> **THE PROBLEM**: Pictures stay out. Extract the lines below from the first one through the line with "import clsx from 'clsx';", both included.

> **PROVIDED DATA**:
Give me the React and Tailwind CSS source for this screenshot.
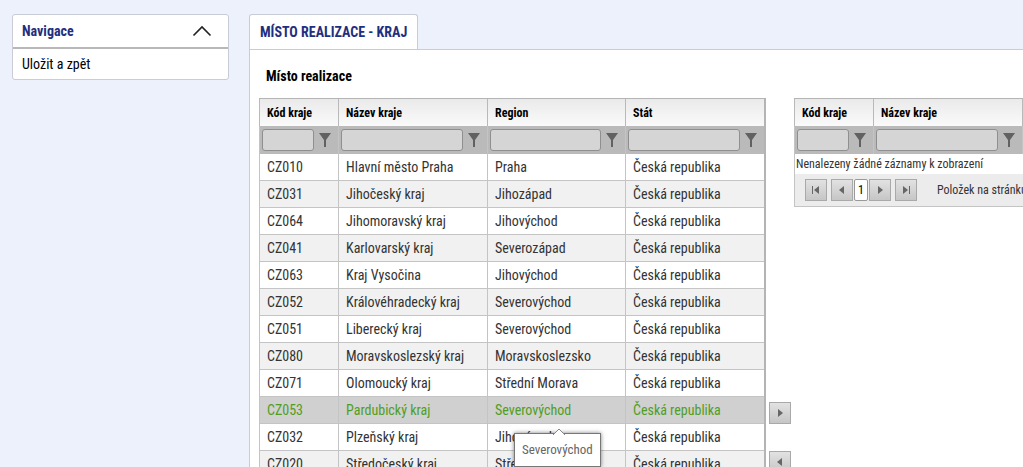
import clsx from 'clsx';

const regions = [
  { code: 'CZ010', name: 'Hlavní město Praha', region: 'Praha' },
  { code: 'CZ031', name: 'Jihočeský kraj', region: 'Jihozápad' },
  { code: 'CZ064', name: 'Jihomoravský kraj', region: 'Jihovýchod' },
  { code: 'CZ041', name: 'Karlovarský kraj', region: 'Severozápad' },
  { code: 'CZ063', name: 'Kraj Vysočina', region: 'Jihovýchod' },
  { code: 'CZ052', name: 'Královéhradecký kraj', region: 'Severovýchod' },
  { code: 'CZ051', name: 'Liberecký kraj', region: 'Severovýchod' },
  { code: 'CZ080', name: 'Moravskoslezský kraj', region: 'Moravskoslezsko' },
  { code: 'CZ071', name: 'Olomoucký kraj', region: 'Střední Morava' },
  { code: 'CZ053', name: 'Pardubický kraj', region: 'Severovýchod' },
  { code: 'CZ032', name: 'Plzeňský kraj', region: 'Jihozápad' },
  { code: 'CZ020', name: 'Středočeský kraj', region: 'Střední Čechy' },
];

const selectedCode = 'CZ053';

const columns = [
  { label: 'Kód kraje', width: 'w-[79px]' },
  { label: 'Název kraje', width: 'w-[149px]' },
  { label: 'Region', width: 'w-[138px]' },
  { label: 'Stát', width: 'w-[139px]' },
];

const icons = {
  first: 'M2 2h1v8H2zM9 2v8L4 6z',
  prev: 'M8 2v8L3 6z',
  next: 'M4 2v8l5-4z',
  last: 'M9 2h1v8H9zM3 2v8l5-4z',
};

function IconButton({ icon, label }) {
  return (
    <button
      type="button"
      aria-label={label}
      className="flex h-[22px] w-[22px] shrink-0 items-center justify-center border border-[#a9a9a9] bg-linear-to-b from-[#e2e2e2] to-[#c6c6c6]"
    >
      <svg viewBox="0 0 12 12" className="h-3 w-3 fill-[#666]">
        <path d={icons[icon]} />
      </svg>
    </button>
  );
}

function FilterIcon() {
  return (
    <svg viewBox="0 0 12 16" className="h-4 w-3 shrink-0 fill-[#616161]">
      <path d="M0 1h12L7 8v7H5V8z" />
    </svg>
  );
}

function GridHead({ gridName }) {
  return (
    <thead>
      <tr className="h-[27px] bg-linear-to-b from-[#eaeaea] to-[#fafafa] text-[12px]">
        {columns.map((col) => (
          <th
            key={col.label}
            className={clsx(col.width, 'border-l border-[#b9b9b9] px-[7px] text-left font-bold text-black')}
          >
            {col.label}
          </th>
        ))}
      </tr>
      <tr className="h-[28px] bg-[#bababa]">
        {columns.map((col) => (
          <td key={col.label} className="border-l border-[#c4c4c4] py-0 pr-[7px] pl-[2px]">
            <div className="flex items-center gap-[5px]">
              <input
                type="text"
                aria-label={`${gridName}: ${col.label}`}
                className="h-[22px] min-w-0 flex-1 rounded-[3px] border border-[#8f8f8f] bg-[#d5d5d5] px-1"
              />
              <button type="button" aria-label={`Filtr ${col.label}`}>
                <FilterIcon />
              </button>
            </div>
          </td>
        ))}
      </tr>
    </thead>
  );
}

function Tooltip({ text }) {
  return (
    <div className="absolute top-full left-[26px] z-10 mt-[10px] border border-[#777] bg-white px-[7px] py-[7px] text-[13px] leading-[18px] text-[#666] shadow-[0_0_4px_rgba(0,0,0,0.5)]">
      <svg viewBox="0 0 12 7" className="absolute -top-[6px] left-[38px] h-[7px] w-3">
        <path d="M0 7L6 1l6 6" fill="#fff" stroke="#888" />
      </svg>
      {text}
    </div>
  );
}

function AvailableGrid() {
  return (
    <table className="w-[507px] shrink-0 table-fixed border-separate border-spacing-0 border-t border-r-2 border-[#b4b4b4]">
      <GridHead gridName="Místo realizace" />
      <tbody>
        {regions.map((row) => {
          const selected = row.code === selectedCode;
          return (
            <tr
              key={row.code}
              className={clsx(
                'h-[27px] text-[14px] leading-5',
                selected ? 'bg-[#d0d0d0] text-[#4f9e22]' : 'text-[#333] even:bg-[#f1f1f1]'
              )}
            >
              <td className="border-b border-l border-[#c4c4c4] px-[7px]">{row.code}</td>
              <td className="border-b border-l border-[#c4c4c4] px-[7px] whitespace-nowrap">{row.name}</td>
              <td className="relative border-b border-l border-[#c4c4c4] px-[7px] whitespace-nowrap">
                {row.region}
                {selected && <Tooltip text={row.region} />}
              </td>
              <td className="border-b border-l border-[#c4c4c4] px-[7px]">Česká republika</td>
            </tr>
          );
        })}
      </tbody>
    </table>
  );
}

function SelectedGrid() {
  return (
    <div className="w-[507px] shrink-0 border-b border-[#c4c4c4] text-[12px]">
      <table className="w-full table-fixed border-separate border-spacing-0 border-t border-r-2 border-[#b4b4b4]">
        <GridHead gridName="Vybrané" />
        <tbody>
          <tr className="h-[20px] leading-4 text-[#333]">
            <td colSpan={4} className="border-l border-[#c4c4c4] px-px">
              Nenalezeny žádné záznamy k zobrazení
            </td>
          </tr>
        </tbody>
      </table>
      <div className="flex h-[32px] items-center border-l border-[#c4c4c4] bg-[#ececec] pl-[10px] text-[#333]">
        <IconButton icon="first" label="První stránka" />
        <div className="ml-1 flex items-center gap-px">
          <IconButton icon="prev" label="Předchozí stránka" />
          <button type="button" className="h-[22px] w-[14px] rounded-[2px] border border-[#999] bg-white text-[12px] text-black">
            1
          </button>
          <IconButton icon="next" label="Další stránka" />
        </div>
        <div className="ml-1">
          <IconButton icon="last" label="Poslední stránka" />
        </div>
        <span className="ml-5 whitespace-nowrap">Položek na stránku</span>
      </div>
    </div>
  );
}

export default function App() {
  return (
    <div className="flex h-screen items-start gap-5 overflow-hidden bg-[#edf1fc] pt-[14px] pl-3 font-['Roboto_Condensed','Liberation_Sans_Narrow',Roboto,sans-serif]">
      <nav className="w-[217px] shrink-0 rounded-[3px] border border-[#c9ccd6] bg-white text-[14px] leading-5">
        <button
          type="button"
          className="flex h-[34px] w-full items-center justify-between border-b-2 border-[#b8b8b8] pr-4 pl-[9px] font-bold text-[#1f2f80]"
        >
          Navigace
          <svg viewBox="0 0 20 12" className="h-3 w-5" fill="none" stroke="#222" strokeWidth="1.6">
            <path d="M1.500 10.500L10 2l8.500 8.500" />
          </svg>
        </button>
        <a href="#zpet" className="flex h-[30px] items-center pl-[9px] text-black">
          Uložit a zpět
        </a>
      </nav>

      <main className="flex min-w-0 flex-1 flex-col items-start">
        <button
          type="button"
          className="h-[35px] rounded-t-[3px] border border-b-0 border-[#c9ccd6] bg-white px-[10px] text-[14px] font-bold whitespace-nowrap text-[#1f2f80]"
        >
          MÍSTO REALIZACE - KRAJ
        </button>
        <section className="w-full overflow-hidden border-t border-l border-[#c9ccd6] bg-white px-[9px] pt-4">
          <h1 className="mb-3 pl-[7px] text-[14px] leading-5 font-bold text-black">Místo realizace</h1>
          <div className="flex items-start">
            <AvailableGrid />
            <div className="mx-[3px] flex flex-col gap-[27px] pt-[304px]">
              <IconButton icon="next" label="Přidat" />
              <IconButton icon="prev" label="Odebrat" />
            </div>
            <SelectedGrid />
          </div>
        </section>
      </main>
    </div>
  );
}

> **RESPONSE**:
Give me the React and Tailwind CSS source for this screenshot.
import clsx from 'clsx';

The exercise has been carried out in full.